> [Recorded information]:
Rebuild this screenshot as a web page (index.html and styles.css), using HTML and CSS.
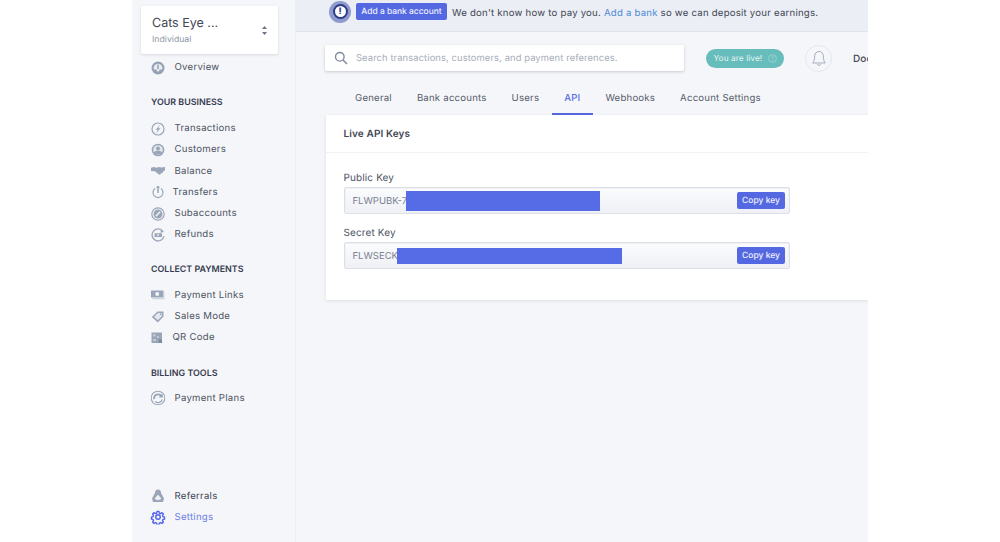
FILE: index.html
```html
<!DOCTYPE html>
<html lang="en">
<head>
<meta charset="utf-8">
<title>API Settings</title>
<link rel="stylesheet" href="styles.css">
</head>
<body>
<div class="app">
  <aside class="sidebar">
    <div class="account">
      <div class="account-text">
        <div class="account-name">Cats Eye ...</div>
        <div class="account-type">Individual</div>
      </div>
      <svg class="updown" width="5" height="9" viewBox="0 0 5 9"><path d="M2.5 0 5 3H0zM2.5 9 0 6h5z" fill="#6b7384"/></svg>
    </div>
    <nav class="nav first">
      <a class="item"><svg class="ico" viewBox="0 0 14 14"><circle cx="7" cy="7" r="6.5" fill="#94a1b6"/><path d="M2.800 8.500a4.400 4.400 0 1 1 8.400 0z" fill="#e9edf2"/><path d="M7 3.500v8" fill="none" stroke="#94a1b6" stroke-width="1.500"/><path d="M5 8.200h4L7 11z" fill="#f2f4f7"/></svg><span>Overview</span></a>
    </nav>
    <h3 class="heading h-business">YOUR BUSINESS</h3>
    <nav class="nav">
      <a class="item"><svg class="ico" viewBox="0 0 14 14"><circle cx="7" cy="7" r="6" fill="none" stroke="#9aa5b8" stroke-width="1.200"/><path d="M9.300 2.600 4.700 7.800h2.100L5 11.400 9.500 6.200H7.300z" fill="#9aa5b8"/></svg><span>Transactions</span></a>
      <a class="item"><svg class="ico" viewBox="0 0 14 14"><circle cx="7" cy="7" r="6.300" fill="#9aa5b8"/><circle cx="7" cy="7" r="4.800" fill="#e4e8ee"/><circle cx="7" cy="5.400" r="2" fill="#9aa5b8"/><path d="M2.800 9.800c1-2.600 7.400-2.600 8.400 0l-1.500 1.700H4.300z" fill="#9aa5b8"/></svg><span>Customers</span></a>
      <a class="item"><svg class="ico" viewBox="0 0 14 14"><path d="M0 3.800 3 3l2.400.8L7.600 3l2.600.5L14 3v3.500l-1.700.8-.6 1.500-1.800.7-.8 1.200-1.600-.4-1.400-1.300-2.200-1.700L0 7z" fill="#9aa5b8"/></svg><span>Balance</span></a>
      <a class="item narrow"><svg class="ico" viewBox="0 0 14 14"><path d="M4 3.600a5 5 0 1 0 6 0" fill="none" stroke="#9aa5b8" stroke-width="1.200"/><path d="M7 1v7" stroke="#9aa5b8" stroke-width="1.500"/><path d="M5 3l2-2.500L9 3z" fill="#9aa5b8"/></svg><span>Transfers</span></a>
      <a class="item"><svg class="ico" viewBox="0 0 14 14"><circle cx="7" cy="7" r="6.200" fill="none" stroke="#9aa5b8" stroke-width="1.200"/><circle cx="7" cy="7" r="4.500" fill="#9aa5b8"/><path d="M4.800 9.200 9.200 4.800" stroke="#f4f6f9" stroke-width="1.400"/></svg><span>Subaccounts</span></a>
      <a class="item"><svg class="ico" viewBox="0 0 14 14"><path d="M12 3.500A6 6 0 1 0 13 8" fill="none" stroke="#9aa5b8" stroke-width="1.300"/><rect x="3.500" y="5.200" width="7.500" height="3.800" rx=".6" fill="#9aa5b8"/><circle cx="7" cy="7.100" r="1" fill="#e9edf2"/><path d="M10 1.500 13 4 9.500 4.800z" fill="#9aa5b8"/></svg><span>Refunds</span></a>
    </nav>
    <h3 class="heading h-collect">COLLECT PAYMENTS</h3>
    <nav class="nav">
      <a class="item"><svg class="ico" viewBox="0 0 14 14"><rect x="0" y="2.500" width="12.500" height="7" fill="#9aa5b8"/><rect x="1.500" y="9.500" width="12" height="1.800" fill="#cfd5de"/><rect x="12.500" y="4" width="1" height="5.500" fill="#cfd5de"/><circle cx="6.200" cy="6" r="2" fill="#f2f4f7"/></svg><span>Payment Links</span></a>
      <a class="item"><svg class="ico" viewBox="0 0 14 14"><path d="M6.500 1.500H12.500v5L6.800 12.500 .8 7z" fill="#9aa5b8"/><path d="M7 3h4v3L6.900 10.300 3 6.800z" fill="#e4e8ee"/><circle cx="9.800" cy="4.200" r=".9" fill="#9aa5b8"/></svg><span>Sales Mode</span></a>
      <a class="item narrow"><svg class="ico" viewBox="0 0 14 14"><rect x="0.500" y="1.500" width="10.500" height="10.500" fill="#9aa5b8"/><rect x="2" y="3" width="2.500" height="2.500" fill="#c2c9d4"/><rect x="6" y="5" width="2" height="2" fill="#c2c9d4"/><rect x="2" y="8" width="3" height="2" fill="#c2c9d4"/><rect x="7.500" y="8.500" width="3.500" height="3.500" fill="#7d899c"/></svg><span>QR Code</span></a>
    </nav>
    <h3 class="heading h-billing">BILLING TOOLS</h3>
    <nav class="nav">
      <a class="item"><svg class="ico big" viewBox="0 0 14 14"><circle cx="7" cy="7" r="6.300" fill="none" stroke="#9aa5b8" stroke-width="1"/><path d="M3.400 8A3.800 3.800 0 0 1 10.400 5.500" fill="none" stroke="#9aa5b8" stroke-width="1.600"/><path d="M7.500 6.500h4.200L11 2.800z" fill="#9aa5b8"/><path d="M4.500 10.300A3.800 3.800 0 0 0 10.800 8.200" fill="none" stroke="#9aa5b8" stroke-width="1.200"/></svg><span>Payment Plans</span></a>
    </nav>
    <nav class="nav bottom">
      <a class="item dark"><svg class="ico" viewBox="0 0 14 14"><circle cx="7" cy="3.200" r="2.800" fill="#9aa5b8"/><path d="M4.500 3 1 9.500 2 13h10l1-3.500L9.500 3z" fill="#9aa5b8"/><path d="M7 5.500 10.500 10 7 11.200 3.500 10z" fill="#eef1f5"/></svg><span>Referrals</span></a>
      <a class="item active"><svg class="ico big" viewBox="0 0 24 24"><path d="M10.300 2h3.400l.6 3 2.200 1 2.600-1.600 2.400 2.400-1.600 2.600 1 2.200 3 .6v3.400l-3 .6-1 2.200 1.600 2.600-2.400 2.400-2.600-1.600-2.200 1-.6 3h-3.400l-.6-3-2.200-1-2.600 1.600-2.400-2.400 1.600-2.600-1-2.200-3-.6v-3.400l3-.6 1-2.200-1.600-2.600 2.400-2.400 2.600 1.600 2.200-1z" transform="translate(1.200 1.200) scale(.9)" fill="none" stroke="#4f61e8" stroke-width="2.400" stroke-linejoin="round"/><circle cx="12" cy="12" r="3.600" fill="none" stroke="#4f61e8" stroke-width="2.200"/></svg><span>Settings</span></a>
    </nav>
  </aside>
  <main class="main">
    <div class="banner">
      <span class="alert"><span class="alert-inner">!</span></span>
      <button class="bank-btn">Add a bank account</button>
      <p class="banner-text">We don't know how to pay you. <a class="link">Add a bank</a> so we can deposit your earnings.</p>
    </div>
    <div class="topbar">
      <div class="search">
        <svg width="14" height="14" viewBox="0 0 14 14"><circle cx="5.800" cy="5.800" r="4.300" fill="none" stroke="#7f8b9e" stroke-width="1.400"/><path d="M9 9l4 4" stroke="#7f8b9e" stroke-width="1.600"/></svg>
        <span class="placeholder">Search transactions, customers, and payment references.</span>
      </div>
      <div class="live"><span class="live-text">You are live!</span><svg width="9" height="9" viewBox="0 0 10 10"><circle cx="5" cy="5" r="4.300" fill="none" stroke="#a9dcd8" stroke-width=".8"/><path d="M3.700 3.900a1.300 1.300 0 1 1 2 1.100c-.5.300-.7.500-.7 1M5 7v.8" fill="none" stroke="#a9dcd8" stroke-width=".8"/></svg></div>
      <div class="bell"><svg width="14" height="17" viewBox="0 0 14 17"><path d="M7 1.500a4.300 4.300 0 0 1 4.300 4.300c0 4 .8 5.500 2 7.200H.7c1.200-1.700 2-3.200 2-7.200A4.300 4.300 0 0 1 7 1.500z" fill="none" stroke="#a3adbd" stroke-width="1"/><path d="M5.300 14.200a1.800 1.800 0 0 0 3.400 0" fill="none" stroke="#a3adbd" stroke-width="1"/></svg></div>
      <div class="docs">Doc</div>
    </div>
    <div class="tabs">
      <a class="tab">General</a>
      <a class="tab">Bank accounts</a>
      <a class="tab">Users</a>
      <a class="tab current">API</a>
      <a class="tab">Webhooks</a>
      <a class="tab">Account Settings</a>
    </div>
    <section class="card">
      <h2 class="card-title">Live API Keys</h2>
      <div class="card-body">
        <div class="field">
          <label class="field-label">Public Key</label>
          <div class="key-box">
            <span class="key-value">FLWPUBK-7</span>
            <span class="redact r-public"></span>
            <button class="copy">Copy key</button>
          </div>
        </div>
        <div class="field">
          <label class="field-label">Secret Key</label>
          <div class="key-box">
            <span class="key-value">FLWSECK</span>
            <span class="redact r-secret"></span>
            <button class="copy">Copy key</button>
          </div>
        </div>
      </div>
    </section>
  </main>
</div>
</body>
</html>
```
FILE: styles.css
```css
* { box-sizing: border-box; }
html, body { margin: 0; height: 100%; background: #fff; overflow: hidden; }
body { font-family: Inter, "Liberation Sans", sans-serif; color: #3f4654; text-rendering: geometricPrecision; }
.app { width: 736px; height: 542px; margin-left: 132px; display: flex; background: #f5f6f9; overflow: hidden; }

.sidebar { width: 164px; flex: none; display: flex; flex-direction: column; padding: 6px 17px 14px 9px; border-right: 1px solid #eceef2; }
.account { height: 48px; background: #fff; border-radius: 2px; box-shadow: 0 1px 3px rgba(60,70,90,.16); display: flex; align-items: center; justify-content: space-between; padding: 0 11px 0 11px; width: 136.5px; }
.account-name { font-size: 12.500px; line-height: 18px; color: #3f4654; }
.account-type { font-size: 8.700px; line-height: 12px; color: #8f98a8; margin-top: 1px; }

.nav { display: flex; flex-direction: column; }
.nav.first { margin-top: 3px; }
.nav.bottom { margin-top: auto; }
.item { height: 21.2px; display: flex; align-items: center; gap: 9.500px; padding-left: 10px; font-size: 9.600px; letter-spacing: .26px; color: #4d5464; white-space: nowrap; }
.item.narrow { gap: 7.500px; }
.item.active { color: #6f7fe9; }
.item.dark { color: #404754; }
.ico { width: 14px; height: 14px; flex: none; }
.ico.big { transform: scale(1.080); }

.heading { margin: 0 0 0 10px; font-size: 8.900px; line-height: 12px; font-weight: 600; color: #363c50; }
.h-business { margin-top: 18.500px; margin-bottom: 9.500px; }
.h-collect { margin-top: 19px; margin-bottom: 8.500px; }
.h-billing { margin-top: 19.500px; margin-bottom: 8px; }

.main { flex: 1; min-width: 0; display: flex; flex-direction: column; overflow: hidden; }
.banner { height: 32px; flex: none; background: #ebeef4; border-bottom: 1px solid #dfe2e8; display: flex; align-items: center; padding-left: 33px; white-space: nowrap; }
.alert { width: 22px; height: 22px; border-radius: 50%; background: #8f9bcf; display: flex; align-items: center; justify-content: center; flex: none; margin-top: -8px; }
.alert-inner { width: 15px; height: 15px; border-radius: 50%; background: #fff; border: 2px solid #2d3a8c; color: #2d3a8c; font-size: 9px; font-weight: 800; line-height: 11px; text-align: center; }
.bank-btn { height: 17px; width: 91px; margin: -8px 0 0 5px; padding: 0; border: 0; border-radius: 2px; background: #5468e2; color: #eef0ff; font: 500 8.450px Inter, sans-serif; text-rendering: geometricPrecision; }
.banner-text { margin: -5px 0 0 5px; font-size: 9.600px; letter-spacing: .23px; color: #3f4654; }
.link { color: #4c8bd8; }

.topbar { height: 52px; flex: none; display: flex; align-items: center; padding: 0 0 0 29px; white-space: nowrap; }
.search { width: 359px; height: 26px; background: #fff; border-radius: 2px; box-shadow: 0 1px 3px rgba(60,70,90,.25); display: flex; align-items: center; padding-left: 9px; gap: 8px; flex: none; }
.placeholder { font-size: 9.400px; letter-spacing: .1px; color: #a7adb8; margin-top: 1px; }
.live { margin-left: 22px; height: 19px; width: 78px; flex: none; border-radius: 10px; background: #67bdbb; color: #e8f6f5; font-size: 8.300px; letter-spacing: .08px; display: flex; align-items: center; padding-left: 7.500px; gap: 6px; }
.live-text { margin-top: 1.500px; }
.bell { margin-left: 21px; width: 27px; height: 27px; flex: none; border-radius: 50%; border: 1px solid #e4e7ec; display: flex; align-items: center; justify-content: center; }
.docs { margin: 1px 0 0 21px; font-size: 10px; font-weight: 500; letter-spacing: .1px; color: #3f4654; width: 15px; overflow: hidden; }

.tabs { height: 31px; flex: none; display: flex; padding-left: 46.500px; }
.tab { padding: 0 12.500px; font-size: 9.600px; line-height: 29.500px; letter-spacing: .22px; color: #555c6b; border-bottom: 2px solid transparent; height: 31px; white-space: nowrap; }
.tab.current { color: #5a6de6; border-bottom-color: #5569e3; font-weight: 500; }

.card { margin-left: 30px; width: 542px; height: 185px; flex: none; background: #fff; box-shadow: 0 1px 3px rgba(60,70,90,.14); }
.card-title { margin: 0; height: 38px; border-bottom: 1px solid #f1f2f5; padding: 13px 0 0 17.500px; font-size: 10px; line-height: 12px; font-weight: 600; letter-spacing: .12px; color: #3f4654; }
.card-body { padding: 19px 0 0 17.500px; display: flex; flex-direction: column; gap: 13px; }
.field-label { display: block; font-size: 10px; letter-spacing: .12px; line-height: 12px; color: #4d5464; margin-bottom: 3px; }
.key-box { width: 446.500px; height: 27px; display: flex; align-items: center; padding-left: 8px; border: 1px solid #dcdfe6; border-radius: 2px; background: linear-gradient(#fbfcfd, #eef0f5); box-shadow: inset 0 0 0 1px #eff1f5; }
.key-value { font-size: 9.500px; color: #7b8392; white-space: nowrap; margin-top: 1px; }
.redact { background: #566ce6; flex: none; margin: 1px 0 0 -1px; }
.r-public { width: 194px; height: 20px; }
.r-secret { width: 225px; height: 16px; }
.copy { margin-left: auto; margin-right: 4px; width: 48px; height: 17px; padding: 0; border: 0; border-radius: 2px; background: #5468e2; color: #eef0ff; font: 500 8.500px Inter, sans-serif; text-rendering: geometricPrecision; }
```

> [Exercise]:
Pull out each line containing the word "index" and copy it.

> [The output]:
Rebuild this screenshot as a web page (index.html and styles.css), using HTML and CSS.
FILE: index.html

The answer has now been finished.